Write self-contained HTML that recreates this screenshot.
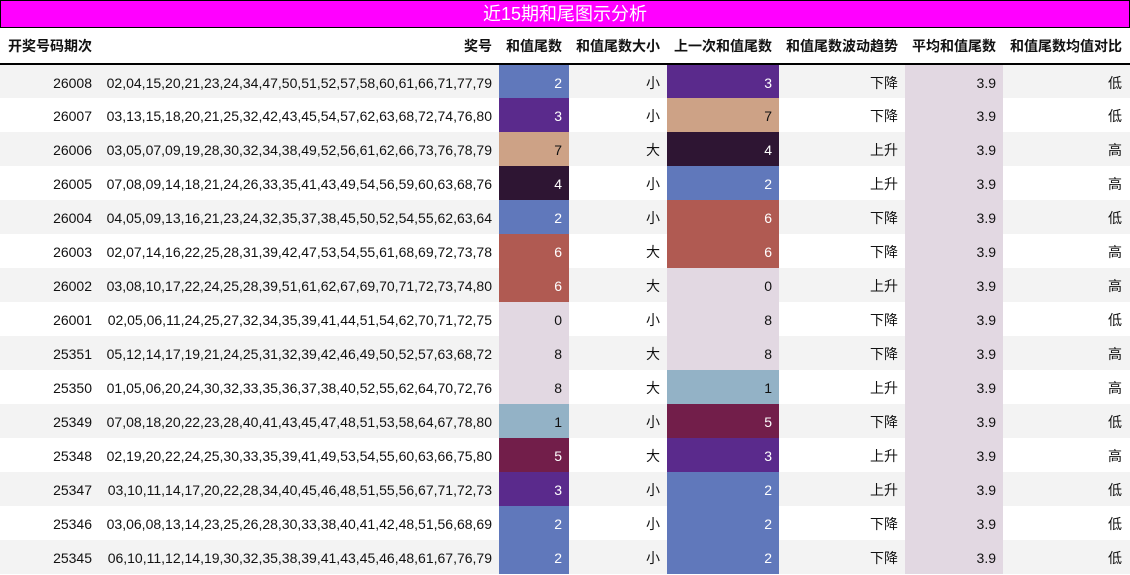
<!DOCTYPE html>
<html><head><meta charset="utf-8"><style>
*{margin:0;padding:0;box-sizing:border-box}
body{width:1130px;height:575px;overflow:hidden;background:#fff;font-family:"Liberation Sans","Noto Sans CJK SC",sans-serif;font-size:14px;color:#111}
.title{position:absolute;left:0;top:0;width:1130px;height:28px;background:#ff00ff;border:1px solid #000;color:#fff;font-size:18px;text-align:center;line-height:27px}
table{position:absolute;left:0;top:28px;border-collapse:collapse;table-layout:fixed;width:1130px}
th{height:36px;font-weight:bold;text-align:right;padding-right:7px;border-bottom:2px solid #000;font-size:14px}
th.l{text-align:left;padding-left:8px}
td{height:34px;text-align:right;padding-right:7px;padding-top:2px;white-space:nowrap}
td.p{padding-right:8px}
tr.o td{background:#f3f3f3}
td.avg{background:#e2d8e2 !important}
.c0,.c8{background:#e2d8e2 !important}
.c1{background:#93b2c6 !important}
.c2{background:#6078bb !important;color:#fff}
.c3{background:#5a2a8c !important;color:#fff}
.c4{background:#2e1533 !important;color:#fff}
.c5{background:#721e4a !important;color:#fff}
.c6{background:#b05a52 !important;color:#fff}
.c7{background:#cda286 !important}
</style></head><body>
<div class="title">近15期和尾图示分析</div>
<table>
<colgroup><col style="width:100px"><col style="width:399px"><col style="width:70px"><col style="width:98px"><col style="width:112px"><col style="width:126px"><col style="width:98px"><col style="width:127px"></colgroup>
<tr><th class="l">开奖号码期次</th><th>奖号</th><th>和值尾数</th><th>和值尾数大小</th><th>上一次和值尾数</th><th>和值尾数波动趋势</th><th>平均和值尾数</th><th style="padding-right:8px">和值尾数均值对比</th></tr>
<tr class="o"><td class="p">26008</td><td>02,04,15,20,21,23,24,34,47,50,51,52,57,58,60,61,66,71,77,79</td><td class="c2">2</td><td>小</td><td class="c3">3</td><td>下降</td><td class="avg">3.9</td><td class="p">低</td></tr>
<tr><td class="p">26007</td><td>03,13,15,18,20,21,25,32,42,43,45,54,57,62,63,68,72,74,76,80</td><td class="c3">3</td><td>小</td><td class="c7">7</td><td>下降</td><td class="avg">3.9</td><td class="p">低</td></tr>
<tr class="o"><td class="p">26006</td><td>03,05,07,09,19,28,30,32,34,38,49,52,56,61,62,66,73,76,78,79</td><td class="c7">7</td><td>大</td><td class="c4">4</td><td>上升</td><td class="avg">3.9</td><td class="p">高</td></tr>
<tr><td class="p">26005</td><td>07,08,09,14,18,21,24,26,33,35,41,43,49,54,56,59,60,63,68,76</td><td class="c4">4</td><td>小</td><td class="c2">2</td><td>上升</td><td class="avg">3.9</td><td class="p">高</td></tr>
<tr class="o"><td class="p">26004</td><td>04,05,09,13,16,21,23,24,32,35,37,38,45,50,52,54,55,62,63,64</td><td class="c2">2</td><td>小</td><td class="c6">6</td><td>下降</td><td class="avg">3.9</td><td class="p">低</td></tr>
<tr><td class="p">26003</td><td>02,07,14,16,22,25,28,31,39,42,47,53,54,55,61,68,69,72,73,78</td><td class="c6">6</td><td>大</td><td class="c6">6</td><td>下降</td><td class="avg">3.9</td><td class="p">高</td></tr>
<tr class="o"><td class="p">26002</td><td>03,08,10,17,22,24,25,28,39,51,61,62,67,69,70,71,72,73,74,80</td><td class="c6">6</td><td>大</td><td class="c0">0</td><td>上升</td><td class="avg">3.9</td><td class="p">高</td></tr>
<tr><td class="p">26001</td><td>02,05,06,11,24,25,27,32,34,35,39,41,44,51,54,62,70,71,72,75</td><td class="c0">0</td><td>小</td><td class="c8">8</td><td>下降</td><td class="avg">3.9</td><td class="p">低</td></tr>
<tr class="o"><td class="p">25351</td><td>05,12,14,17,19,21,24,25,31,32,39,42,46,49,50,52,57,63,68,72</td><td class="c8">8</td><td>大</td><td class="c8">8</td><td>下降</td><td class="avg">3.9</td><td class="p">高</td></tr>
<tr><td class="p">25350</td><td>01,05,06,20,24,30,32,33,35,36,37,38,40,52,55,62,64,70,72,76</td><td class="c8">8</td><td>大</td><td class="c1">1</td><td>上升</td><td class="avg">3.9</td><td class="p">高</td></tr>
<tr class="o"><td class="p">25349</td><td>07,08,18,20,22,23,28,40,41,43,45,47,48,51,53,58,64,67,78,80</td><td class="c1">1</td><td>小</td><td class="c5">5</td><td>下降</td><td class="avg">3.9</td><td class="p">低</td></tr>
<tr><td class="p">25348</td><td>02,19,20,22,24,25,30,33,35,39,41,49,53,54,55,60,63,66,75,80</td><td class="c5">5</td><td>大</td><td class="c3">3</td><td>上升</td><td class="avg">3.9</td><td class="p">高</td></tr>
<tr class="o"><td class="p">25347</td><td>03,10,11,14,17,20,22,28,34,40,45,46,48,51,55,56,67,71,72,73</td><td class="c3">3</td><td>小</td><td class="c2">2</td><td>上升</td><td class="avg">3.9</td><td class="p">低</td></tr>
<tr><td class="p">25346</td><td>03,06,08,13,14,23,25,26,28,30,33,38,40,41,42,48,51,56,68,69</td><td class="c2">2</td><td>小</td><td class="c2">2</td><td>下降</td><td class="avg">3.9</td><td class="p">低</td></tr>
<tr class="o"><td class="p">25345</td><td>06,10,11,12,14,19,30,32,35,38,39,41,43,45,46,48,61,67,76,79</td><td class="c2">2</td><td>小</td><td class="c2">2</td><td>下降</td><td class="avg">3.9</td><td class="p">低</td></tr>
</table>
</body></html>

++++++++++

◆ Written task ◆
Go through the material above and print all of it exactly, except the pictures.

◆ Worked solution ◆
Write self-contained HTML that recreates this screenshot.
<!DOCTYPE html>
<html><head><meta charset="utf-8"><style>
*{margin:0;padding:0;box-sizing:border-box}
body{width:1130px;height:575px;overflow:hidden;background:#fff;font-family:"Liberation Sans","Noto Sans CJK SC",sans-serif;font-size:14px;color:#111}
.title{position:absolute;left:0;top:0;width:1130px;height:28px;background:#ff00ff;border:1px solid #000;color:#fff;font-size:18px;text-align:center;line-height:27px}
table{position:absolute;left:0;top:28px;border-collapse:collapse;table-layout:fixed;width:1130px}
th{height:36px;font-weight:bold;text-align:right;padding-right:7px;border-bottom:2px solid #000;font-size:14px}
th.l{text-align:left;padding-left:8px}
td{height:34px;text-align:right;padding-right:7px;padding-top:2px;white-space:nowrap}
td.p{padding-right:8px}
tr.o td{background:#f3f3f3}
td.avg{background:#e2d8e2 !important}
.c0,.c8{background:#e2d8e2 !important}
.c1{background:#93b2c6 !important}
.c2{background:#6078bb !important;color:#fff}
.c3{background:#5a2a8c !important;color:#fff}
.c4{background:#2e1533 !important;color:#fff}
.c5{background:#721e4a !important;color:#fff}
.c6{background:#b05a52 !important;color:#fff}
.c7{background:#cda286 !important}
</style></head><body>
<div class="title">近15期和尾图示分析</div>
<table>
<colgroup><col style="width:100px"><col style="width:399px"><col style="width:70px"><col style="width:98px"><col style="width:112px"><col style="width:126px"><col style="width:98px"><col style="width:127px"></colgroup>
<tr><th class="l">开奖号码期次</th><th>奖号</th><th>和值尾数</th><th>和值尾数大小</th><th>上一次和值尾数</th><th>和值尾数波动趋势</th><th>平均和值尾数</th><th style="padding-right:8px">和值尾数均值对比</th></tr>
<tr class="o"><td class="p">26008</td><td>02,04,15,20,21,23,24,34,47,50,51,52,57,58,60,61,66,71,77,79</td><td class="c2">2</td><td>小</td><td class="c3">3</td><td>下降</td><td class="avg">3.9</td><td class="p">低</td></tr>
<tr><td class="p">26007</td><td>03,13,15,18,20,21,25,32,42,43,45,54,57,62,63,68,72,74,76,80</td><td class="c3">3</td><td>小</td><td class="c7">7</td><td>下降</td><td class="avg">3.9</td><td class="p">低</td></tr>
<tr class="o"><td class="p">26006</td><td>03,05,07,09,19,28,30,32,34,38,49,52,56,61,62,66,73,76,78,79</td><td class="c7">7</td><td>大</td><td class="c4">4</td><td>上升</td><td class="avg">3.9</td><td class="p">高</td></tr>
<tr><td class="p">26005</td><td>07,08,09,14,18,21,24,26,33,35,41,43,49,54,56,59,60,63,68,76</td><td class="c4">4</td><td>小</td><td class="c2">2</td><td>上升</td><td class="avg">3.9</td><td class="p">高</td></tr>
<tr class="o"><td class="p">26004</td><td>04,05,09,13,16,21,23,24,32,35,37,38,45,50,52,54,55,62,63,64</td><td class="c2">2</td><td>小</td><td class="c6">6</td><td>下降</td><td class="avg">3.9</td><td class="p">低</td></tr>
<tr><td class="p">26003</td><td>02,07,14,16,22,25,28,31,39,42,47,53,54,55,61,68,69,72,73,78</td><td class="c6">6</td><td>大</td><td class="c6">6</td><td>下降</td><td class="avg">3.9</td><td class="p">高</td></tr>
<tr class="o"><td class="p">26002</td><td>03,08,10,17,22,24,25,28,39,51,61,62,67,69,70,71,72,73,74,80</td><td class="c6">6</td><td>大</td><td class="c0">0</td><td>上升</td><td class="avg">3.9</td><td class="p">高</td></tr>
<tr><td class="p">26001</td><td>02,05,06,11,24,25,27,32,34,35,39,41,44,51,54,62,70,71,72,75</td><td class="c0">0</td><td>小</td><td class="c8">8</td><td>下降</td><td class="avg">3.9</td><td class="p">低</td></tr>
<tr class="o"><td class="p">25351</td><td>05,12,14,17,19,21,24,25,31,32,39,42,46,49,50,52,57,63,68,72</td><td class="c8">8</td><td>大</td><td class="c8">8</td><td>下降</td><td class="avg">3.9</td><td class="p">高</td></tr>
<tr><td class="p">25350</td><td>01,05,06,20,24,30,32,33,35,36,37,38,40,52,55,62,64,70,72,76</td><td class="c8">8</td><td>大</td><td class="c1">1</td><td>上升</td><td class="avg">3.9</td><td class="p">高</td></tr>
<tr class="o"><td class="p">25349</td><td>07,08,18,20,22,23,28,40,41,43,45,47,48,51,53,58,64,67,78,80</td><td class="c1">1</td><td>小</td><td class="c5">5</td><td>下降</td><td class="avg">3.9</td><td class="p">低</td></tr>
<tr><td class="p">25348</td><td>02,19,20,22,24,25,30,33,35,39,41,49,53,54,55,60,63,66,75,80</td><td class="c5">5</td><td>大</td><td class="c3">3</td><td>上升</td><td class="avg">3.9</td><td class="p">高</td></tr>
<tr class="o"><td class="p">25347</td><td>03,10,11,14,17,20,22,28,34,40,45,46,48,51,55,56,67,71,72,73</td><td class="c3">3</td><td>小</td><td class="c2">2</td><td>上升</td><td class="avg">3.9</td><td class="p">低</td></tr>
<tr><td class="p">25346</td><td>03,06,08,13,14,23,25,26,28,30,33,38,40,41,42,48,51,56,68,69</td><td class="c2">2</td><td>小</td><td class="c2">2</td><td>下降</td><td class="avg">3.9</td><td class="p">低</td></tr>
<tr class="o"><td class="p">25345</td><td>06,10,11,12,14,19,30,32,35,38,39,41,43,45,46,48,61,67,76,79</td><td class="c2">2</td><td>小</td><td class="c2">2</td><td>下降</td><td class="avg">3.9</td><td class="p">低</td></tr>
</table>
</body></html>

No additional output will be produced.